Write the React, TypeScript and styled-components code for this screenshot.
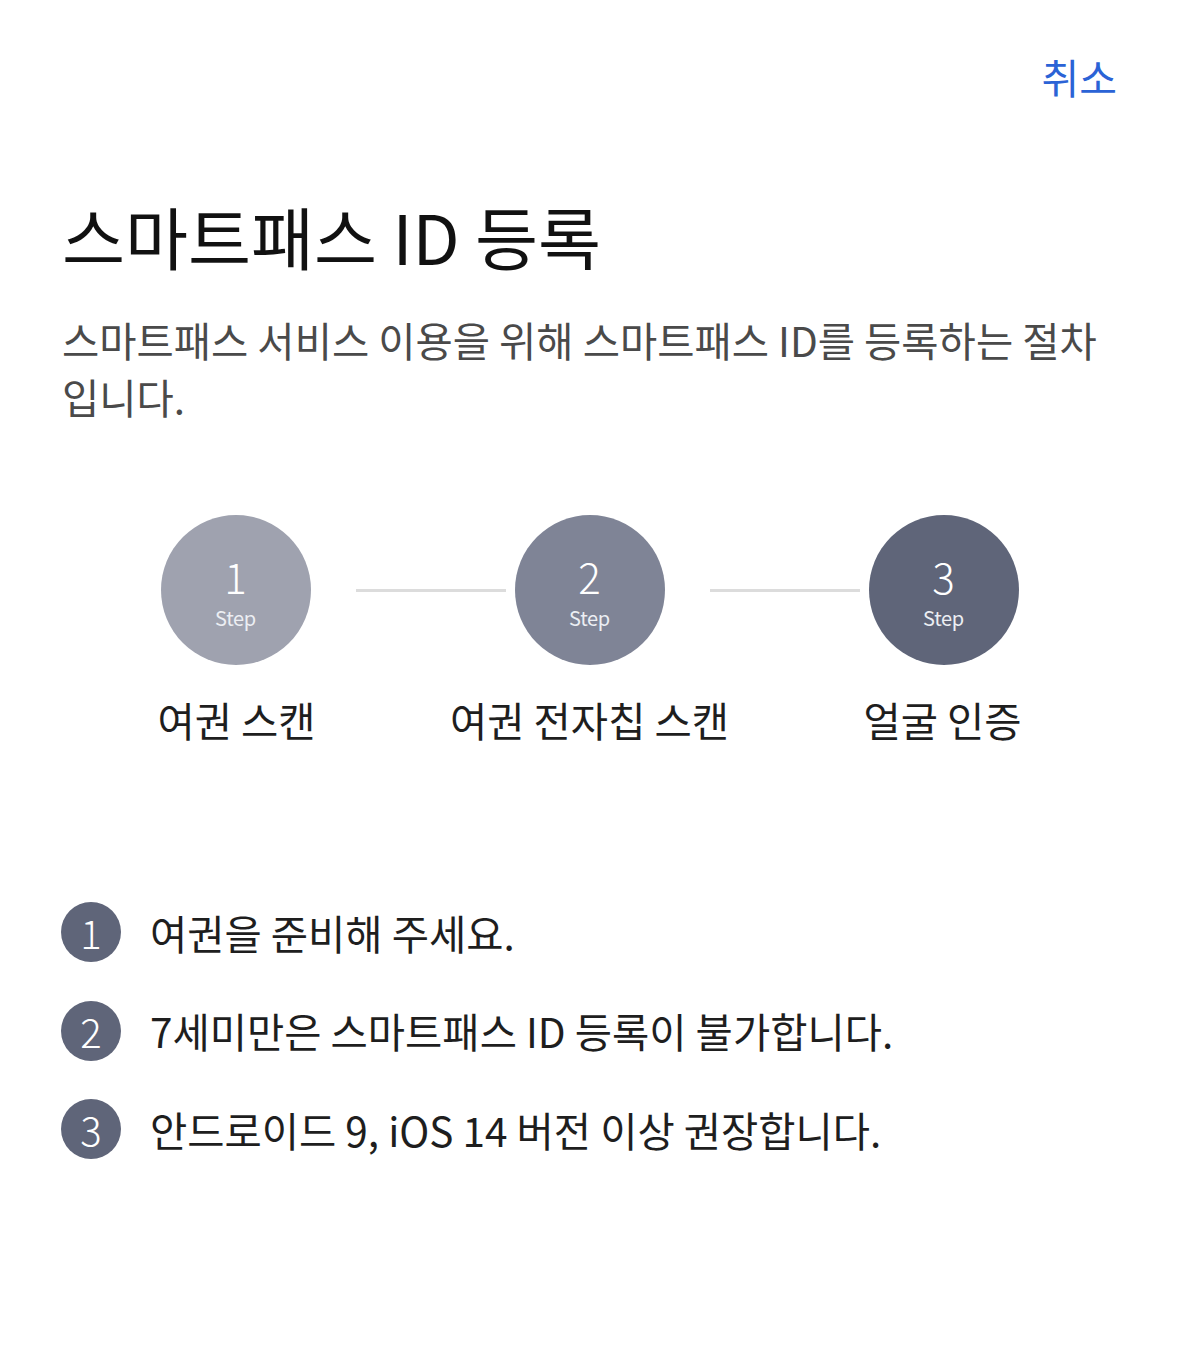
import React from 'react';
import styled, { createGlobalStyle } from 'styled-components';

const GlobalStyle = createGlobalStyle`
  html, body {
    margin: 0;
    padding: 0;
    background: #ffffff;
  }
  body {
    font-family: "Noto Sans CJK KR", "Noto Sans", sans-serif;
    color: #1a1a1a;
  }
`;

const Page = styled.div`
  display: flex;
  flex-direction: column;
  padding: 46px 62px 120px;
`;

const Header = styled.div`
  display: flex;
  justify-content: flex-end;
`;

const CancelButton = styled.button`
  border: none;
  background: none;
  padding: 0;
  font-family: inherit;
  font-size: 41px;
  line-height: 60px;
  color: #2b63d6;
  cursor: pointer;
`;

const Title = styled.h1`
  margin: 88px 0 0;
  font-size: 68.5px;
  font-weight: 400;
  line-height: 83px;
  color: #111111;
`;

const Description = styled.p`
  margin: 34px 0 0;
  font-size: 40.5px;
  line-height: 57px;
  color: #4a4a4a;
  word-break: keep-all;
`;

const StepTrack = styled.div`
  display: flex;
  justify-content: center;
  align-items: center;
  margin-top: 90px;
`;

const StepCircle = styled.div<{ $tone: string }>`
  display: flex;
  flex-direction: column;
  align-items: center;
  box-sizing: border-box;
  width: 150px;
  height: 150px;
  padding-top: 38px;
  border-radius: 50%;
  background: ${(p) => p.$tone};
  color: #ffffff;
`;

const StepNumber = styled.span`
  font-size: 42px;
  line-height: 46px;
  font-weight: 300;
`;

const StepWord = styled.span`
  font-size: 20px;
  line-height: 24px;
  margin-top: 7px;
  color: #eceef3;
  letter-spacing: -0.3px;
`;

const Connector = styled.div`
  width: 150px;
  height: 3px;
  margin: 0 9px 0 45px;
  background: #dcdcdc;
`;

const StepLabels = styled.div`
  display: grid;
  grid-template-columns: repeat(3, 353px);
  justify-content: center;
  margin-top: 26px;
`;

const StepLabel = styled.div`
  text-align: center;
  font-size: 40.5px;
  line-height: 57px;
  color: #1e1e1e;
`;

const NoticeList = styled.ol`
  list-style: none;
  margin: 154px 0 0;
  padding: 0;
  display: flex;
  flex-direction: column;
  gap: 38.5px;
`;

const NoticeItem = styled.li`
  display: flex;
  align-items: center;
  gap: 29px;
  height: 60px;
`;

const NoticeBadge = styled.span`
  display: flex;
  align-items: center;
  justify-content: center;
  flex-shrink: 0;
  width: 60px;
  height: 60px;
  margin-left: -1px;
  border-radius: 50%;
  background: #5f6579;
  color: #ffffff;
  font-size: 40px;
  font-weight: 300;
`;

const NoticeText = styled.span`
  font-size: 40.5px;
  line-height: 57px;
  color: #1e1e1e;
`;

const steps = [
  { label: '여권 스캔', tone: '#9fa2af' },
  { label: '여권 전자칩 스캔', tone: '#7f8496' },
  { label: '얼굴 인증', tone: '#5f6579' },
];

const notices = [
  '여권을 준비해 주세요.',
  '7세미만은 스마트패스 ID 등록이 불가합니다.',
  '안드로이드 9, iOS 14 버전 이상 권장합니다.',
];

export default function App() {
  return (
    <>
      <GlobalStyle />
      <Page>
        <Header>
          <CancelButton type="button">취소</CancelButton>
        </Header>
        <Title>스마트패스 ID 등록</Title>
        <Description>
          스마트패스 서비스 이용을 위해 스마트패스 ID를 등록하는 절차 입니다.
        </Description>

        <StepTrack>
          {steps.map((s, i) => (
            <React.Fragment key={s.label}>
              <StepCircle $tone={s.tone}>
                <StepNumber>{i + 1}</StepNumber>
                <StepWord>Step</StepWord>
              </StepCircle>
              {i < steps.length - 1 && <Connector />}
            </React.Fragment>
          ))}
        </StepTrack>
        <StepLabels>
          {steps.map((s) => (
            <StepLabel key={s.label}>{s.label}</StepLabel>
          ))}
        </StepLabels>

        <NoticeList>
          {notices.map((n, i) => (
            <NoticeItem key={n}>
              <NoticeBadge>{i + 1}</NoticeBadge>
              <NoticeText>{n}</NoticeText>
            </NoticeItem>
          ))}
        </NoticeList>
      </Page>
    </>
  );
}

* * *

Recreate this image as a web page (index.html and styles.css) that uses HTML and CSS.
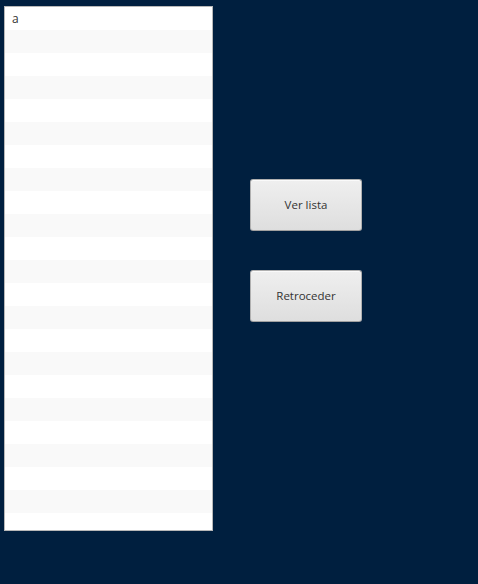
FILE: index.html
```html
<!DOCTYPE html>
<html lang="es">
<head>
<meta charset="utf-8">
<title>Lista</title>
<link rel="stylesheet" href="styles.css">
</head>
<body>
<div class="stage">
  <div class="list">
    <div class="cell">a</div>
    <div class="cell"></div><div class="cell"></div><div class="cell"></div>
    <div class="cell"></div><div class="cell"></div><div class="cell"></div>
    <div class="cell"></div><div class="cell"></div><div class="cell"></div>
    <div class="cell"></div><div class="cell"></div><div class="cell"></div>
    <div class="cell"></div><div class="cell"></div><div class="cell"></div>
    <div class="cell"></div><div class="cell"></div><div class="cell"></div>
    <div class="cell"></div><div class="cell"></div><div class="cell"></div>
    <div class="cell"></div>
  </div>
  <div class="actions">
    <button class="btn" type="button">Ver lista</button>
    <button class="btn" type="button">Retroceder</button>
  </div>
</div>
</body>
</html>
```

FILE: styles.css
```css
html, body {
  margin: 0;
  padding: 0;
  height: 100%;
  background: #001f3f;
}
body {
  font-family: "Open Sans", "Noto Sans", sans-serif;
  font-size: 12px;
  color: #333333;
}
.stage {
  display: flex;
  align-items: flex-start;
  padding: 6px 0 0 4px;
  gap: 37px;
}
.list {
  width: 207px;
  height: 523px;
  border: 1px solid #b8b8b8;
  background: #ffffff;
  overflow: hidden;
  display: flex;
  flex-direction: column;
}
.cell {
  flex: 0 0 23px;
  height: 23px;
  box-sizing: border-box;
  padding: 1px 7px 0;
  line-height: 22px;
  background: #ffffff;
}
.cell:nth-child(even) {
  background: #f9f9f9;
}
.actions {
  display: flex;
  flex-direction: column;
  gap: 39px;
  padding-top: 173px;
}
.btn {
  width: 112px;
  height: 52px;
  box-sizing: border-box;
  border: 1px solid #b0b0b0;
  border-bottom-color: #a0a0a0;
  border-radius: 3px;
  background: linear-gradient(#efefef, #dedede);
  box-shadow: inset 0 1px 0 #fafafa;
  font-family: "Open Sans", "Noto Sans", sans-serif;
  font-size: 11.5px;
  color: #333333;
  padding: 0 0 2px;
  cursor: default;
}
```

...

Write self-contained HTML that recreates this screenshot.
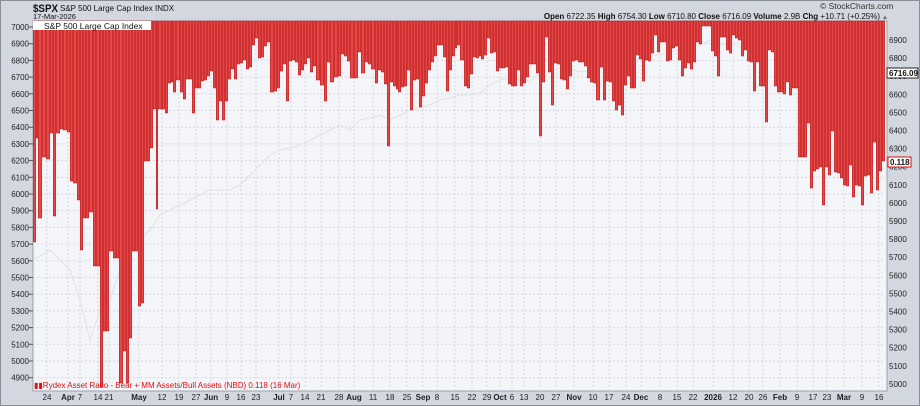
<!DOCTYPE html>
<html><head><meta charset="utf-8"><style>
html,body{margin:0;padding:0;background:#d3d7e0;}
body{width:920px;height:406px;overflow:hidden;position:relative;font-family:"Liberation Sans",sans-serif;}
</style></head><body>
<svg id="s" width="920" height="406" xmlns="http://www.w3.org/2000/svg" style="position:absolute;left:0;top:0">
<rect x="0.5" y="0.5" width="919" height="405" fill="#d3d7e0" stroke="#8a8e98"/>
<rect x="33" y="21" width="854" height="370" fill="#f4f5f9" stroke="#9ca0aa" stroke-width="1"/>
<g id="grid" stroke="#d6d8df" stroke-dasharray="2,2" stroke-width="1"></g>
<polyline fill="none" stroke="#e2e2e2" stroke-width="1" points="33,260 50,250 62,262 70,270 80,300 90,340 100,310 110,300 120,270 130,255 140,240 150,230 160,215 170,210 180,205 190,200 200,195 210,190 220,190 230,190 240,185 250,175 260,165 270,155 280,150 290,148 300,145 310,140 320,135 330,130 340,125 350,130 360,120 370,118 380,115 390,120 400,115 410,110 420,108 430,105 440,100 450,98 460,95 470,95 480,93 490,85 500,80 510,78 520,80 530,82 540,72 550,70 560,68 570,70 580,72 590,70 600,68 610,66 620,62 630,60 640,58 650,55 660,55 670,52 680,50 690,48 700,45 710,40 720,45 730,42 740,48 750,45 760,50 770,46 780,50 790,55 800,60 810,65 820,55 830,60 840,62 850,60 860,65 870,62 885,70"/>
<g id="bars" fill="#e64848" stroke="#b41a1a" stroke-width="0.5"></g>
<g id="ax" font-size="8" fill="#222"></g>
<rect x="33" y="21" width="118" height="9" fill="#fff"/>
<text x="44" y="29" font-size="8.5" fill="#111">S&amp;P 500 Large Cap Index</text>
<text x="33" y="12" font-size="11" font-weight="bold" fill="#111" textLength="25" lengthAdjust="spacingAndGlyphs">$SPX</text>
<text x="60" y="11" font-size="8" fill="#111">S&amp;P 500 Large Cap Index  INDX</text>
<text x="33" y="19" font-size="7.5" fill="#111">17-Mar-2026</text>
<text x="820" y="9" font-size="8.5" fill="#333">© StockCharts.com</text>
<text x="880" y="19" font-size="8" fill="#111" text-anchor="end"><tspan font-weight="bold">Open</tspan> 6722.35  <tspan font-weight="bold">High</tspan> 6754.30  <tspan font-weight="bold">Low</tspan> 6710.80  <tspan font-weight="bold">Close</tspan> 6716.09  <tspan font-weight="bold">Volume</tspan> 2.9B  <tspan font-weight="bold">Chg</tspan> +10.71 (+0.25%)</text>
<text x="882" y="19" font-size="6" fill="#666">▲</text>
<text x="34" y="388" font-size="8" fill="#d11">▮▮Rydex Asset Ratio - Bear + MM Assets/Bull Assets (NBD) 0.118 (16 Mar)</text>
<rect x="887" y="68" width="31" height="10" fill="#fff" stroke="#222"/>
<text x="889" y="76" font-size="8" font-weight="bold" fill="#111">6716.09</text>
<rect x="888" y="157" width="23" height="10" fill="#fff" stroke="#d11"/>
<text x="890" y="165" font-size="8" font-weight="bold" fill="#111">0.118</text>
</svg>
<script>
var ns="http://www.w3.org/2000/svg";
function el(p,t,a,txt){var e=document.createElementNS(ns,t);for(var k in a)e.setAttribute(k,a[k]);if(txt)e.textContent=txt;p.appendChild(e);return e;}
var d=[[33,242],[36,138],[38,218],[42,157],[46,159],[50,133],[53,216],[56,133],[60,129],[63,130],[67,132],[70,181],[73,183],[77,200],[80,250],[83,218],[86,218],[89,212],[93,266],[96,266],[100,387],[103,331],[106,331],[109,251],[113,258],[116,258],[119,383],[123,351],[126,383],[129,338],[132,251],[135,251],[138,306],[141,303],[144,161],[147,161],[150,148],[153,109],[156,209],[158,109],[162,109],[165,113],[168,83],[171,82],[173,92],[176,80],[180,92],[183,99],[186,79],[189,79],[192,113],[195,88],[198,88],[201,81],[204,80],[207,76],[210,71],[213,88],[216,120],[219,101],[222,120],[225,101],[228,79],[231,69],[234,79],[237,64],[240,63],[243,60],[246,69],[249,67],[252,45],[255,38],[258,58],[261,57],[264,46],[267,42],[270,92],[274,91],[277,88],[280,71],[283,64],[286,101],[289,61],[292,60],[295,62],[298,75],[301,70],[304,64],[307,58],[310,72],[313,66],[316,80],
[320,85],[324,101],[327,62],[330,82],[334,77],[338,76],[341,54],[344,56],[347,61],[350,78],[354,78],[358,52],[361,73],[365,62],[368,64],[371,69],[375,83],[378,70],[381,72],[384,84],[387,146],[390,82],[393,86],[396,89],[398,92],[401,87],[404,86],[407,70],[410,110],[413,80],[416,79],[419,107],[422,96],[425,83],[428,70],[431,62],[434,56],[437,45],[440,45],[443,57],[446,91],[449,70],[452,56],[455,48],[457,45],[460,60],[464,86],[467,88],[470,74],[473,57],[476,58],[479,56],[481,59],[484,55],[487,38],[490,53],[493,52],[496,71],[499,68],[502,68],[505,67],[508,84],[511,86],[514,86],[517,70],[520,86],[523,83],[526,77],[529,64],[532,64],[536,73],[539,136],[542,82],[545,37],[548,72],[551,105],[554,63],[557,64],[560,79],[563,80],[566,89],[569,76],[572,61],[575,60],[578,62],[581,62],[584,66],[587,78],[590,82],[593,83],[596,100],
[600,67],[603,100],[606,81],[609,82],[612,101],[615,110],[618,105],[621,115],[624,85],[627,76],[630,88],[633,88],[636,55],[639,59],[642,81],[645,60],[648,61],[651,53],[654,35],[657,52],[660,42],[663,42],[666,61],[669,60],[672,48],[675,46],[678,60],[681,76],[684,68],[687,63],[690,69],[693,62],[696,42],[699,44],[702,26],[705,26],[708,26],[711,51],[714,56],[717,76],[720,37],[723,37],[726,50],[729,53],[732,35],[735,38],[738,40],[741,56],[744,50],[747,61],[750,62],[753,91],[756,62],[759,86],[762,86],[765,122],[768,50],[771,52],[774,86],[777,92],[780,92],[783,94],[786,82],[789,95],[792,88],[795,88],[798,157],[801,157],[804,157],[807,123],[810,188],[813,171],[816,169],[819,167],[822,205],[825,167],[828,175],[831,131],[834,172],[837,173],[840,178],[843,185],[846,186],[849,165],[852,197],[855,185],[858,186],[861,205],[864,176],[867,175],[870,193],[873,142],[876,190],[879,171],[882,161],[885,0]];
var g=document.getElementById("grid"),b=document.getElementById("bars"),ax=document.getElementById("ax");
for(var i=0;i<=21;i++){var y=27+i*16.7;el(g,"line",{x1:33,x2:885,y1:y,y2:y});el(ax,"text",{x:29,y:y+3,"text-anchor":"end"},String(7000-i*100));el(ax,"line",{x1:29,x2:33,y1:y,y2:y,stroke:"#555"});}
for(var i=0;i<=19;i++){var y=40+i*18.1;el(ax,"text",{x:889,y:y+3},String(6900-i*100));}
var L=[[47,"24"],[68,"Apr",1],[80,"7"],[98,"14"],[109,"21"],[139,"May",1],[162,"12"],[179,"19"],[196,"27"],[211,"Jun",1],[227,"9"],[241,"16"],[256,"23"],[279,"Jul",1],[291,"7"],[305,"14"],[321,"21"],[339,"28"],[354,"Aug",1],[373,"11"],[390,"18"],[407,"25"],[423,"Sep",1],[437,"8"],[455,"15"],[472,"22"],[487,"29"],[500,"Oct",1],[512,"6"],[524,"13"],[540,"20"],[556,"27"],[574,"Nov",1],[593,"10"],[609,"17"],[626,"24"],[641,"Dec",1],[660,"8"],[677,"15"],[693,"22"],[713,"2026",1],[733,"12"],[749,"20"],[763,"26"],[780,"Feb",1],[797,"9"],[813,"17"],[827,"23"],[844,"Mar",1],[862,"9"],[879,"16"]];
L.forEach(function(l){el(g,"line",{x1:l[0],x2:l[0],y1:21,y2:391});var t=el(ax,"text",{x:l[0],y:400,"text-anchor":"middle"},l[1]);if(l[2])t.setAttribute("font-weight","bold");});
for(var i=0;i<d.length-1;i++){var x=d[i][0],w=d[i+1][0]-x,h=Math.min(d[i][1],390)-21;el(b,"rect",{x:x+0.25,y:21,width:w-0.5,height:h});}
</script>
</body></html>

PROBLEM TO WORK ON>
In the lines above, find each one with "Write" and list it.

TASK SOLUTION>
Write the React, TypeScript and styled-components code for this screenshot.
Write self-contained HTML that recreates this screenshot.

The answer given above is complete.